## WORK TO COMPLETE
Wherever the word "page" shows up in a line, please copy that line.

─── RAW DATA

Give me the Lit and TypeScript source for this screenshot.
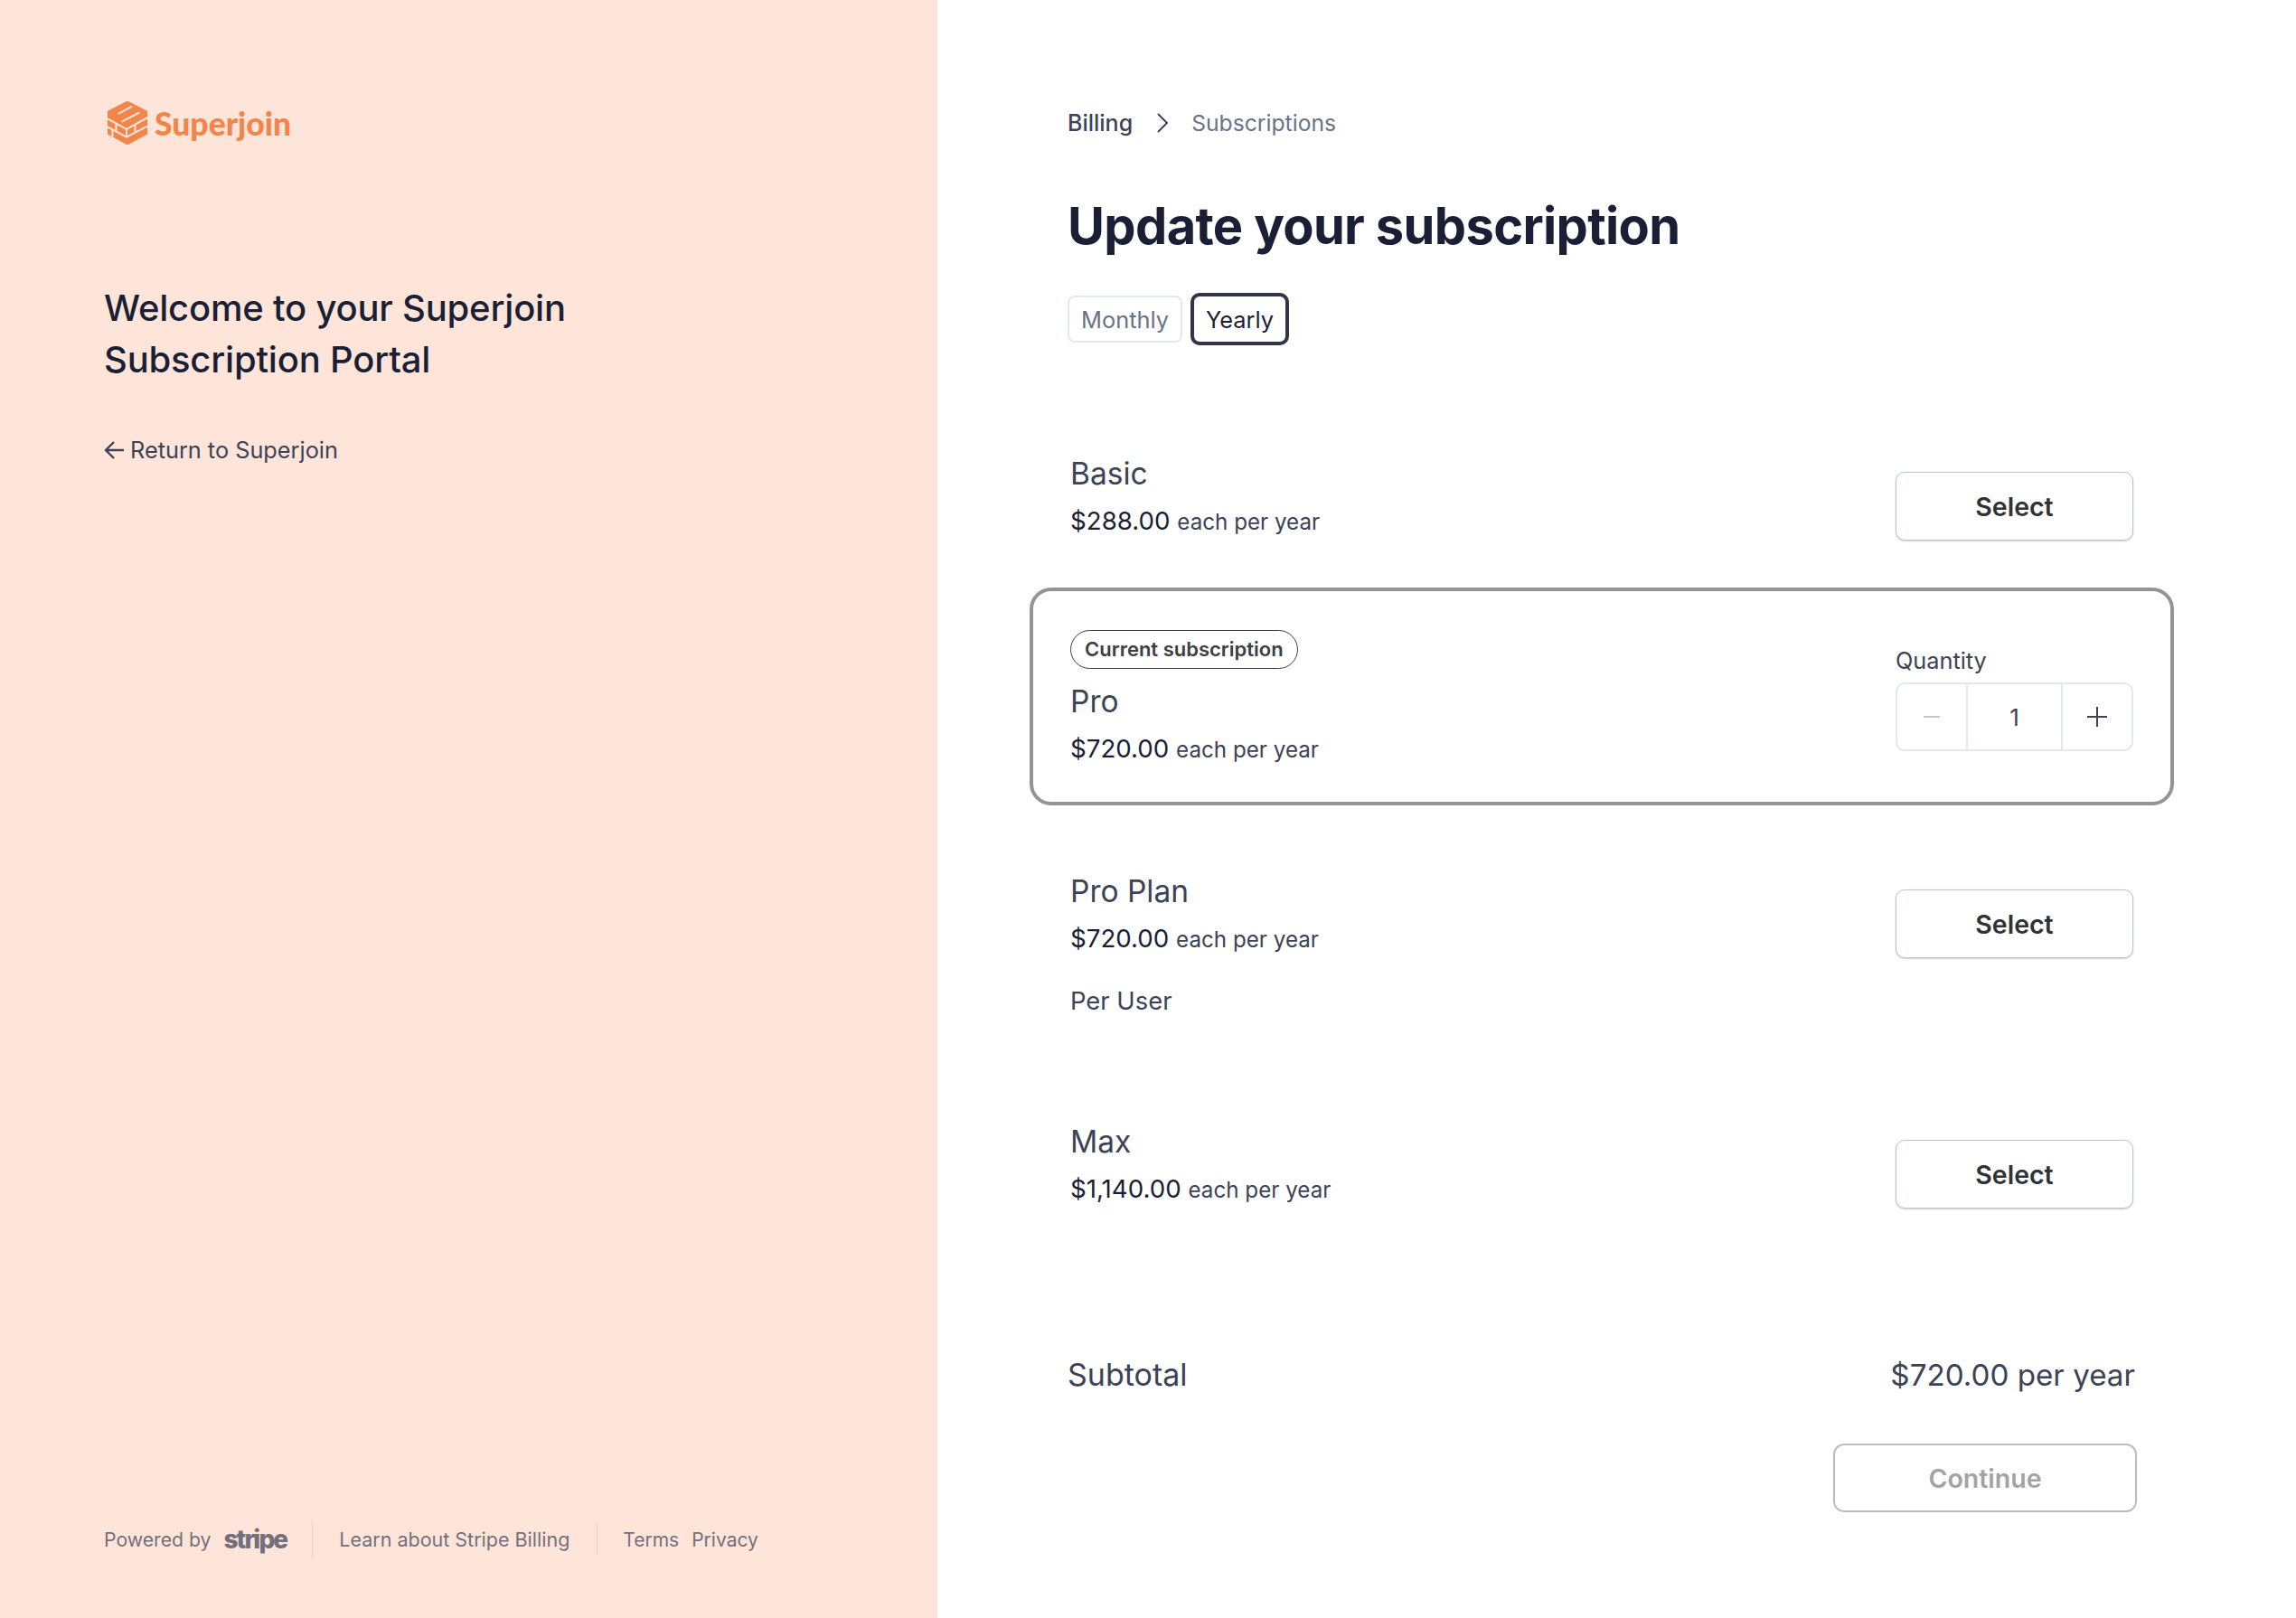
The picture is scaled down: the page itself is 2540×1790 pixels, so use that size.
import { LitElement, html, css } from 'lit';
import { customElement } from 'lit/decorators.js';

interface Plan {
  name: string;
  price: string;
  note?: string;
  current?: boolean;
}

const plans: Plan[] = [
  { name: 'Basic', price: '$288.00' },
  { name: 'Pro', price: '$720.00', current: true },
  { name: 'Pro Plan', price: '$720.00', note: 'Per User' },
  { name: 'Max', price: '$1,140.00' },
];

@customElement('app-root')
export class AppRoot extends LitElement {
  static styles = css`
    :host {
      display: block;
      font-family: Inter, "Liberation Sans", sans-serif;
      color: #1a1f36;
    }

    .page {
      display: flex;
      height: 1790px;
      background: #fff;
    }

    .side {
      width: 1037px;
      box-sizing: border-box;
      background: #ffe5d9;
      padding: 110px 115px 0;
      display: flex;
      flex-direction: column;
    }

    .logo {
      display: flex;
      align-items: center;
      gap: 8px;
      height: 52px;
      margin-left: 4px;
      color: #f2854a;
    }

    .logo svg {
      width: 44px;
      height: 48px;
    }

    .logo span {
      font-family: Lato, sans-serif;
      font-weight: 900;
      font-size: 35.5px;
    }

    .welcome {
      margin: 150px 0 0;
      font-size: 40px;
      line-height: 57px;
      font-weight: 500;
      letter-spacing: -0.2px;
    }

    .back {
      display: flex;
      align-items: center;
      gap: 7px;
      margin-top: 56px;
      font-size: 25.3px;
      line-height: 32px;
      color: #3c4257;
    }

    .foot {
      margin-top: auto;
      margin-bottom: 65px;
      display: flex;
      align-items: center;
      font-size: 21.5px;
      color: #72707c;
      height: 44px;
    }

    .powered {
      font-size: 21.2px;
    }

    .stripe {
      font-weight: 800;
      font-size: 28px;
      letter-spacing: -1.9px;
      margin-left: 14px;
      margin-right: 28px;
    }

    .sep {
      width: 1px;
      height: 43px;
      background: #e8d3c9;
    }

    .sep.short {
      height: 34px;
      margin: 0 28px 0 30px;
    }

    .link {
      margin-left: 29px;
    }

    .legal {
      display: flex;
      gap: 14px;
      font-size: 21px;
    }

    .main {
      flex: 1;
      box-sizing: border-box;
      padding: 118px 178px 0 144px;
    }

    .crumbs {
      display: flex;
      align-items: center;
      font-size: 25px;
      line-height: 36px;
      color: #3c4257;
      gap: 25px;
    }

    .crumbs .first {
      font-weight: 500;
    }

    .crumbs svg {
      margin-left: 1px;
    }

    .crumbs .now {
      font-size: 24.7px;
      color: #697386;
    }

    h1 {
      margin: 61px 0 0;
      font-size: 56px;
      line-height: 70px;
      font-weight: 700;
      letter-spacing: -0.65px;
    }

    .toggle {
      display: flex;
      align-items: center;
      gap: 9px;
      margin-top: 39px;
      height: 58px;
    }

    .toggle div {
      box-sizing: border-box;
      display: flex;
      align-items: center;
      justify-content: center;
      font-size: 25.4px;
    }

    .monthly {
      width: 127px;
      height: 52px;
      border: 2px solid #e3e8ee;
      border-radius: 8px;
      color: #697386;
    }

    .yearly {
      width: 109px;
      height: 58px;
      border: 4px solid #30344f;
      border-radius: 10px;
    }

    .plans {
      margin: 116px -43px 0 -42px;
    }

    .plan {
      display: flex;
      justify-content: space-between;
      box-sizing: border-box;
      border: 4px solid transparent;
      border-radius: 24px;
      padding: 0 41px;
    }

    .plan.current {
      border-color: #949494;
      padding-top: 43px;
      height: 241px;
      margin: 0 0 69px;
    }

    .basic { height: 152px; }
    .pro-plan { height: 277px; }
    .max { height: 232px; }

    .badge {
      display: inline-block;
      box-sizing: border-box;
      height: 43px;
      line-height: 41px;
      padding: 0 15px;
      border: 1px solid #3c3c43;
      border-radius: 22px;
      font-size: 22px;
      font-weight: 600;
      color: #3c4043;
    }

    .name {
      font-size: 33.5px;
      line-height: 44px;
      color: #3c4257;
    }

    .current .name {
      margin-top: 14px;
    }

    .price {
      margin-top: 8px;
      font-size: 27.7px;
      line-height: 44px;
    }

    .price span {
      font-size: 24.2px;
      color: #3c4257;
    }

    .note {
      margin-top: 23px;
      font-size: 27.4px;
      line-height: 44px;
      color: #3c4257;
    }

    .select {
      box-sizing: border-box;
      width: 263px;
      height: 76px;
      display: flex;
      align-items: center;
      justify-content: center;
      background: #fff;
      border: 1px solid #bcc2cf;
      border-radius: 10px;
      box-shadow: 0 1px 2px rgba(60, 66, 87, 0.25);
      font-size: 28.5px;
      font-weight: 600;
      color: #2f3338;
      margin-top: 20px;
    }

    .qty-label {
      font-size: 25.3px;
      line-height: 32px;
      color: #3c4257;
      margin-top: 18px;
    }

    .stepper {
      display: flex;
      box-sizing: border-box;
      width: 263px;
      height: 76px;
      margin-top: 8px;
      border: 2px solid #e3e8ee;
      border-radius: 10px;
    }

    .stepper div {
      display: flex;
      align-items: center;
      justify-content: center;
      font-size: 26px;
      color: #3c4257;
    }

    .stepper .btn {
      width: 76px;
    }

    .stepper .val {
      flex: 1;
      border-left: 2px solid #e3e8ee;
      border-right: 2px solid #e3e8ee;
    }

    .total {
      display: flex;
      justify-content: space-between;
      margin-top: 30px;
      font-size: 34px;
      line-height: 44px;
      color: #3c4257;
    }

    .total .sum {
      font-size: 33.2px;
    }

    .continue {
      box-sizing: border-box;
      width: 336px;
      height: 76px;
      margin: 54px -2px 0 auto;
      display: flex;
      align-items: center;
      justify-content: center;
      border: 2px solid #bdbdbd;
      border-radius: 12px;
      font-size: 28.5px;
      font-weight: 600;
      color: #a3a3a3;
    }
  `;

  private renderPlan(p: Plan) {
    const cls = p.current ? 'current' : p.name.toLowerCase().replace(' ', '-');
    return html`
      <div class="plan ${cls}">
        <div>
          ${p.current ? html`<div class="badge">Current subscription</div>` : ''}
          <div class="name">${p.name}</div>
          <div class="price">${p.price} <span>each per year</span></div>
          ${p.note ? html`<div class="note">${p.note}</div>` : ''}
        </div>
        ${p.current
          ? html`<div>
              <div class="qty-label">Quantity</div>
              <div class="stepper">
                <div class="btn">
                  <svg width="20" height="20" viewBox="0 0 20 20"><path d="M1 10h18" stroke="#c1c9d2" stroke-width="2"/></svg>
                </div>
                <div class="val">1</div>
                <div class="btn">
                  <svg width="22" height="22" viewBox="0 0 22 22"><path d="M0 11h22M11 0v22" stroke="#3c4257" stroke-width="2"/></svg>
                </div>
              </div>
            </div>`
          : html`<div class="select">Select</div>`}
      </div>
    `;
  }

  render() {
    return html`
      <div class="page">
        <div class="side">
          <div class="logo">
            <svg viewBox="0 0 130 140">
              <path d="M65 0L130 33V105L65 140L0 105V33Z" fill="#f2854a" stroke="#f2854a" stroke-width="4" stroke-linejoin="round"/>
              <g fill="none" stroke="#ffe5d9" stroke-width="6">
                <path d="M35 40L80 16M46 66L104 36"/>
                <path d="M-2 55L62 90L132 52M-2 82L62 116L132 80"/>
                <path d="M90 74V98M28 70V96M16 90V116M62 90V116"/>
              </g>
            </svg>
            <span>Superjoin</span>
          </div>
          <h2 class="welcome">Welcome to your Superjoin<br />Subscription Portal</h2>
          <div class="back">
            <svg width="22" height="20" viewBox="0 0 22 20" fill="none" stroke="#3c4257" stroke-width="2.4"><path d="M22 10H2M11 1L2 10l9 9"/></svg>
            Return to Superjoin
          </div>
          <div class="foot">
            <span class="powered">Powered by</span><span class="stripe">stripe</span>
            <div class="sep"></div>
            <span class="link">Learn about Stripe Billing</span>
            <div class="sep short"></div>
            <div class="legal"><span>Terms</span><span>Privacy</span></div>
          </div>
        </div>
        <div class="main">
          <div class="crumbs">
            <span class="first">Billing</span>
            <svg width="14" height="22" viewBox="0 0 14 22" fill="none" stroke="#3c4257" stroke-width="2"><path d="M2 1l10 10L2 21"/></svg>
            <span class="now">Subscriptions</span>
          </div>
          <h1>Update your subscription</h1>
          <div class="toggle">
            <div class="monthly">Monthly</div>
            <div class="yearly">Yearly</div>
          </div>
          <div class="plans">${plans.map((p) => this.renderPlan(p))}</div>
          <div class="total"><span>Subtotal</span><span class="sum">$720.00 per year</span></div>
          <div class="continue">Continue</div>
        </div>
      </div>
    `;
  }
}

──────

## TASK RESULT
The picture is scaled down: the page itself is 2540×1790 pixels, so use that size.
    .page {
      <div class="page">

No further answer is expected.